The first month I was upset. I was really really upset here. I couldn't get half my errands done here. I found everything ugly, disoriented and chaotic. My moods got so uncontrollable as if I was PMSing. I was constantly grumbling. I would look at the homeless people and children begging at the traffic lights, tugging at my jeans, prostrating at my feet - they would do anything to get a currency note from me. I would look around and find people going about their normal routine.
Why aren't any one of us concerned? I would think to myself. Why are we so insensitive?
And yet I forget this is where I was born and brought up. That I lived in the exact same circumstances and I didn't feel necessarily this upset then. So why this change now in my belief system? And why now after months, I have become insensitive as well.
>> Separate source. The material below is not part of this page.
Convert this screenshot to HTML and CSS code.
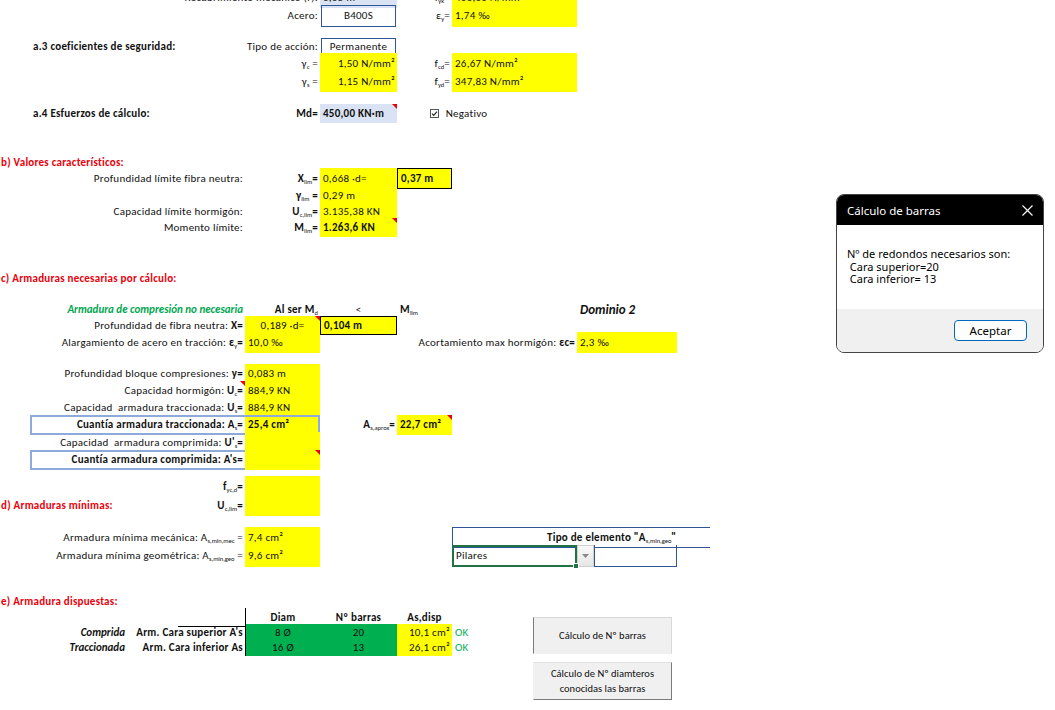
FILE: index.html
```html
<!DOCTYPE html>
<html lang="es">
<head>
<meta charset="utf-8">
<title>Cálculo de barras</title>
<link rel="stylesheet" href="styles.css">
</head>
<body>
<div class="sheet">
  <div class="r h17">
    <div class="c1-6 rt">Recubrimiento mecánico (r):</div>
    <div class="c6-7 lb lt">0,05 m</div>
    <div class="c7-8 rt">f<sub>yk</sub>=</div>
    <div class="c8-9 y lt">400,00 N/mm²</div>
  </div>
  <div class="r h19">
    <div class="c1-6 rt">Acero:</div>
    <div class="c6-7 bx ct">B400S</div>
    <div class="c7-8 rt">ε<sub>y</sub>=</div>
    <div class="c8-9 y lt">1,74 ‰</div>
  </div>
  <div class="r h14"></div>
  <div class="r h15">
    <div class="c2-5 lt b">a.3 coeficientes de seguridad:</div>
    <div class="c5-6 rt">Tipo de acción:</div>
    <div class="c6-7 bx ct">Permanente</div>
  </div>
  <div class="r h18">
    <div class="c5-6 rt">γ<sub>c</sub> =</div>
    <div class="c6-7 y rt">1,50 N/mm²</div>
    <div class="c7-8 rt">f<sub>cd</sub>=</div>
    <div class="c8-9 y lt">26,67 N/mm²</div>
  </div>
  <div class="r h18">
    <div class="c5-6 rt">γ<sub>s</sub> =</div>
    <div class="c6-7 y rt">1,15 N/mm²</div>
    <div class="c7-8 rt">f<sub>yd</sub>=</div>
    <div class="c8-9 y lt">347,83 N/mm²</div>
  </div>
  <div class="r h15"></div>
  <div class="r h16">
    <div class="c2-5 lt b">a.4 Esfuerzos de cálculo:</div>
    <div class="c5-6 rt b">Md=</div>
    <div class="c6-7 lb lt b note">450,00 KN·m</div>
    <div class="c7-9 chk">
      <svg class="cb" width="9" height="9" viewBox="0 0 9 9"><rect x="0.5" y="0.5" width="8" height="8" fill="#fff" stroke="#555"/><path d="M2 4.6 L3.7 6.3 L7 2.6" fill="none" stroke="#222" stroke-width="1.2"/></svg>
      <span>Negativo</span>
    </div>
  </div>
  <div class="r h34"></div>

  <div class="r h14">
    <div class="c1-6 red b lt1">b) Valores característicos:</div>
  </div>
  <div class="r h18">
    <div class="c1-5 rt">Profundidad límite fibra neutra:</div>
    <div class="c5-6 rt b">X<sub>lim</sub>=</div>
    <div class="c6-7 y lt">0,668 ·d=</div>
    <div class="c7-8 y kb lt b">0,37 m</div>
  </div>
  <div class="r h16">
    <div class="c5-6 rt b">γ<sub>lim</sub> =</div>
    <div class="c6-7 y lt">0,29 m</div>
  </div>
  <div class="r h16">
    <div class="c1-5 rt">Capacidad límite hormigón:</div>
    <div class="c5-6 rt b">U<sub>c,lim</sub>=</div>
    <div class="c6-7 y lt">3.135,38 KN</div>
  </div>
  <div class="r h16">
    <div class="c1-5 rt">Momento límite:</div>
    <div class="c5-6 rt b">M<sub>lim</sub>=</div>
    <div class="c6-7 y lt b note">1.263,6 KN</div>
  </div>
  <div class="r h35"></div>

  <div class="r h16">
    <div class="c1-7 red b lt1">c) Armaduras necesarias por cálculo:</div>
  </div>
  <div class="r h15"></div>
  <div class="r h16">
    <div class="c1-5 rt green b i">Armadura de compresión no necesaria</div>
    <div class="c5-6 rt b">Al ser M<sub>d</sub></div>
    <div class="c6-7 ct">&lt;</div>
    <div class="c7-8 lt b">M<sub>lim</sub></div>
    <div class="c9-11 lt b i big">Dominio 2</div>
  </div>
  <div class="r h16">
    <div class="c1-5 rt">Profundidad de fibra neutra: <b>X=</b></div>
    <div class="c5-6 y ct note">0,189 ·d=</div>
    <div class="c6-7 y kb lt b">0,104 m</div>
  </div>
  <div class="r h18">
    <div class="c1-5 rt">Alargamiento de acero en tracción: <b>ε<sub>y</sub>=</b></div>
    <div class="c5-6 y lt">10,0 ‰</div>
    <div class="c7-9 rt">Acortamiento max hormigón: <b>εc=</b></div>
    <div class="c9-10 y lt">2,3 ‰</div>
  </div>
  <div class="r h14"></div>
  <div class="r h17">
    <div class="c1-5 rt">Profundidad bloque compresiones: <b>y=</b></div>
    <div class="c5-6 y lt">0,083 m</div>
  </div>
  <div class="r h17">
    <div class="c1-5 rt note">Capacidad hormigón: <b>U<sub>c</sub>=</b></div>
    <div class="c5-6 y lt">884,9 KN</div>
  </div>
  <div class="r h17">
    <div class="c1-5 rt">Capacidad &nbsp;armadura traccionada: <b>U<sub>s</sub>=</b></div>
    <div class="c5-6 y lt">884,9 KN</div>
  </div>
  <div class="r h17">
    <div class="c1-5 rt b">Cuantía armadura traccionada: A<sub>s</sub>=</div>
    <div class="c5-6 y lt b">25,4 cm²</div>
    <div class="c2-6 frame"></div>
    <div class="c6-7 rt b">A<sub>s,aprox</sub>=</div>
    <div class="c7-8 y lt b note">22,7 cm²</div>
  </div>
  <div class="r h18">
    <div class="c1-5 rt">Capacidad &nbsp;armadura comprimida: <b>U'<sub>s</sub>=</b></div>
    <div class="c5-6 y"></div>
  </div>
  <div class="r h17">
    <div class="c1-5 rt b">Cuantía armadura comprimida: A's=</div>
    <div class="c5-6 y note"></div>
    <div class="c2-6 frame"></div>
  </div>
  <div class="r h9"></div>
  <div class="r h19">
    <div class="c1-5 rt b">f<sub>yc,d</sub>=</div>
    <div class="c5-6 y"></div>
  </div>
  <div class="r h18">
    <div class="c1-4 red b lt1">d) Armaduras mínimas:</div>
    <div class="c4-5 rt b">U<sub>c,lim</sub>=</div>
    <div class="c5-6 y"></div>
  </div>
  <div class="r h14"></div>
  <div class="r h18">
    <div class="c1-5 rt">Armadura mínima mecánica: A<sub>s,min,mec</sub> =</div>
    <div class="c5-6 y lt">7,4 cm²</div>
    <div class="c8-11 tipo b">Tipo de elemento "A<sub>s,min,geo</sub>"</div>
  </div>
  <div class="r h19">
    <div class="c1-5 rt">Armadura mínima geométrica: A<sub>s,min,geo</sub> =</div>
    <div class="c5-6 y lt">9,6 cm²</div>
    <div class="c8-9 sel">Pilares<span class="handle"></span></div>
    <div class="c9-10 dd">
      <span class="ddbtn"><svg width="7" height="4" viewBox="0 0 7 4"><path d="M0 0 H7 L3.5 4 Z" fill="#888"/></svg></span>
      <span class="ddbox"></span>
    </div>
  </div>
  <div class="r h29"></div>
  <div class="r h15">
    <div class="c1-6 red b lt1">e) Armadura dispuestas:</div>
  </div>

  <div class="ewrap">
    <div class="etable">
      <div class="re h16">
        <div class="c4-8 uline"></div>
        <div class="c5-6 ct b vl">Diam</div>
        <div class="c6-7 ct b">Nº barras</div>
        <div class="c7-8 ct b">As,disp</div>
      </div>
      <div class="re h15">
        <div class="c2-3 rt5 b i">Comprida</div>
        <div class="c3-5 rt b">Arm. Cara superior A's</div>
        <div class="c5-6 g ct vl">8 Ø</div>
        <div class="c6-7 g ct">20</div>
        <div class="c7-8 y rt">10,1 cm²</div>
        <div class="c8-9 ok">OK</div>
      </div>
      <div class="re h14">
        <div class="c2-3 rt5 b i">Traccionada</div>
        <div class="c3-5 rt b">Arm. Cara inferior As</div>
        <div class="c5-6 g ct vl">16 Ø</div>
        <div class="c6-7 g ct">13</div>
        <div class="c7-8 y rt">26,1 cm²</div>
        <div class="c8-9 ok">OK</div>
      </div>
    </div>
    <div class="buttons">
      <div class="btn btn1">Cálculo de Nº barras</div>
      <div class="btn btn2">Cálculo de Nº diamteros<br>conocidas las barras</div>
    </div>
  </div>
</div>

<div class="dialog">
  <div class="dtitle">
    <span>Cálculo de barras</span>
    <svg class="dclose" width="11" height="11" viewBox="0 0 11 11"><path d="M0.5 0.5 L10.5 10.5 M10.5 0.5 L0.5 10.5" stroke="#fff" stroke-width="1.1"/></svg>
  </div>
  <div class="dbody">Nº de redondos necesarios son:
 Cara superior=20
 Cara inferior= 13</div>
  <div class="dfoot"><span class="dbtn">Aceptar</span></div>
</div>
</body>
</html>
```

FILE: styles.css
```css
* { box-sizing: border-box; }
html, body { margin: 0; padding: 0; background: #fff; }
body {
  width: 1055px;
  height: 710px;
  overflow: hidden;
  position: relative;
  font-family: Carlito, Calibri, "Liberation Sans Narrow", Roboto, sans-serif;
  font-size: 11px;
  color: #111;
}
.sheet { margin-top: -12px; letter-spacing: 0.25px; }

.r, .re {
  display: grid;
  grid-template-columns: 30px 100px 48px 67px 75px 77px 55px 125px 100px 33px 1fr;
  height: var(--h);
}
.re { grid-template-columns: 30px 100px 48px 67px 75px 77px 55px 1fr; }
.r > *, .re > * {
  grid-row: 1;
  display: block;
  line-height: calc(var(--h) + 3px);
  white-space: nowrap;
  min-width: 0;
}

.h9 { --h: 9px; } .h14 { --h: 14px; } .h15 { --h: 15px; } .h16 { --h: 16px; }
.h17 { --h: 17px; } .h18 { --h: 18px; } .h19 { --h: 19px; } .h29 { --h: 29px; }
.h34 { --h: 34px; } .h35 { --h: 35px; }

.c1-4 { grid-column: 1 / 4; } .c1-5 { grid-column: 1 / 5; } .c1-6 { grid-column: 1 / 6; }
.c1-7 { grid-column: 1 / 7; } .c2-3 { grid-column: 2 / 3; } .c2-5 { grid-column: 2 / 5; }
.c2-6 { grid-column: 2 / 6; } .c3-5 { grid-column: 3 / 5; } .c4-5 { grid-column: 4 / 5; }
.c4-8 { grid-column: 4 / 8; } .c5-6 { grid-column: 5 / 6; } .c6-7 { grid-column: 6 / 7; }
.c7-8 { grid-column: 7 / 8; } .c7-9 { grid-column: 7 / 9; } .c8-9 { grid-column: 8 / 9; }
.c8-11 { grid-column: 8 / 11; } .c9-10 { grid-column: 9 / 10; } .c9-11 { grid-column: 9 / 11; }

.rt { text-align: right; padding-right: 2px; }
.rt5 { text-align: right; padding-right: 5px; }
.ct { text-align: center; }
.lt { padding-left: 3px; }
.lt1 { padding-left: 1px; }
.b { font-weight: bold; }
.i { font-style: italic; letter-spacing: 0; }
.big { font-size: 13px; }
.red { color: #e8000b; }
.green { color: #00a650; }

sub { font-size: 6.5px; vertical-align: -2px; line-height: 0; font-weight: normal; letter-spacing: 0; }

.y { background: #ffff00; }
.lb { background: #dae3f3; }
.g { background: #00b050; }
.bx { border: 1px solid #2f5597; margin: 0 1px; line-height: calc(var(--h) + 1px); }
.kb { border: 1px solid #000; line-height: calc(var(--h) + 1px); }
.frame { border: 2px solid #8eaadb; }

.note { position: relative; }
.note::after {
  content: "";
  position: absolute;
  top: 0;
  right: 0;
  border-top: 5px solid #e8000b;
  border-left: 5px solid transparent;
}

.chk { padding-left: 33px; }
.cb { vertical-align: -1px; margin-right: 4px; }

.tipo {
  border-top: 1px solid #2f5597;
  border-left: 1px solid #2f5597;
  border-bottom: 1px solid #2f5597;
  padding-left: 94px;
  line-height: calc(var(--h) + 1px);
}
.sel {
  position: relative;
  border: 2px solid #217346;
  padding-left: 2px;
  line-height: calc(var(--h) - 1px);
}
.handle {
  position: absolute;
  right: -4px;
  bottom: -4px;
  width: 6px;
  height: 6px;
  background: #217346;
  border: 1px solid #fff;
}
.r > .dd { display: flex; align-items: stretch; }
.ddbtn {
  width: 17px;
  display: flex;
  align-items: center;
  justify-content: center;
  background: linear-gradient(#f9f9f9, #e6e6e6);
  border: 1px solid #cfcfcf;
}
.ddbox {
  flex: 1;
  border: 1px solid #2f5597;
  border-top: none;
}

.ewrap { display: flex; align-items: flex-start; }
.etable { width: 533px; flex: none; }
.uline { border-bottom: 1px solid #000; }
.vl { border-left: 1px solid #000; }
.ok { color: #00b050; padding-left: 3px; }

.buttons {
  display: flex;
  flex-direction: column;
  gap: 8px;
  padding-top: 9px;
  letter-spacing: 0;
}
.btn {
  width: 139px;
  height: 37px;
  background: #f0f0f0;
  display: flex;
  align-items: center;
  justify-content: center;
  text-align: center;
  line-height: 15px;
  font-size: 10.5px;
  border-top: 1px solid #d8d8d8;
  border-left: 1px solid #7a7a7a;
  border-right: 1px solid #d8d8d8;
  border-bottom: 1px solid #f0f0f0;
}
.btn2 {
  height: 38px;
  border-top: 1px solid #e0e0e0;
  border-left: 1px solid #f0f0f0;
  border-right: 1px solid #7a7a7a;
  border-bottom: 1px solid #7a7a7a;
}

.dialog {
  position: absolute;
  left: 836px;
  top: 194px;
  width: 208px;
  height: 159px;
  border: 1px solid #444;
  border-radius: 8px;
  overflow: hidden;
  background: #fff;
  display: flex;
  flex-direction: column;
  font-family: "Noto Sans", "Open Sans", sans-serif;
  color: #000;
}
.dtitle {
  height: 30px;
  background: #000;
  color: #fff;
  display: flex;
  align-items: center;
  justify-content: space-between;
  padding: 0 10px;
  font-size: 11.5px;
}
.dbody {
  flex: 1;
  white-space: pre;
  padding: 23px 0 0 10px;
  font-size: 11px;
  line-height: 12.7px;
}
.dfoot {
  height: 43px;
  background: #f0f0f0;
  display: flex;
  justify-content: flex-end;
  align-items: flex-start;
  padding: 11px 16px 0 0;
}
.dbtn {
  width: 73px;
  height: 21px;
  border: 1px solid #0067c0;
  border-radius: 4px;
  background: #fdfdfd;
  display: flex;
  align-items: center;
  justify-content: center;
  font-size: 11.5px;
}
```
I have no clear answer to this. But what I believe happened is I made peace with a lot of things here. Indians have heard so many false promises before that they have sort of moulded themselves to fit in this confusing grid of Indian life. Those who are rich live a rich lifestyle, those who are middle class go as far as their reach can go, and those who are poor, well, they don't have the privilege of making a choice.
The first thing I learnt after a confusing first month was to let go things that are not in my control and stop getting upset about random stuff. The second thing, if anything can be outsourced (i.e delegated), I do so immediately. There is always labor, ready to fix things for you, at a nominal price. Third, if I want to have fun, I really can have fun. It takes time and planning but it is possible.
And last, but the best part, you are in the proximity of your family and loved ones. There is nothing more calming and fulfilling than that in this world.
I use my smartphone less, I spend more time with family, I hardly watch TV, I celebrate every Indian festival, I debate local politics and government policies. I feel special because I have a decent lifestyle, I have a congenial workplace, I have delicious food, I can read Indian magazines and newspapers, I can have pickles, papad and breakfast food anytime of the day, I can talk about all things Indian without trying hard to explain. Ridiculous but true. In a way, I feel humbled, privileged and accomplished. And it feels good. Because this is what feels like home, smells like home and looks like home from the time you were born and lived here.
Of course, it is not love all the time. There is nothing romantic about poverty, corruption, scandals and other prevailing issues in India. Yes, we have an overwhelming number of problems here - something I wouldn't have acknowledged years ago, when I hadn't stayed outside of India. I think living in USA for half a decade has given me a fresh set of eyes; to take a hard look at the problems here and really focus on where I can provide value.
This is home. This is where the heart is. And this is what will matter.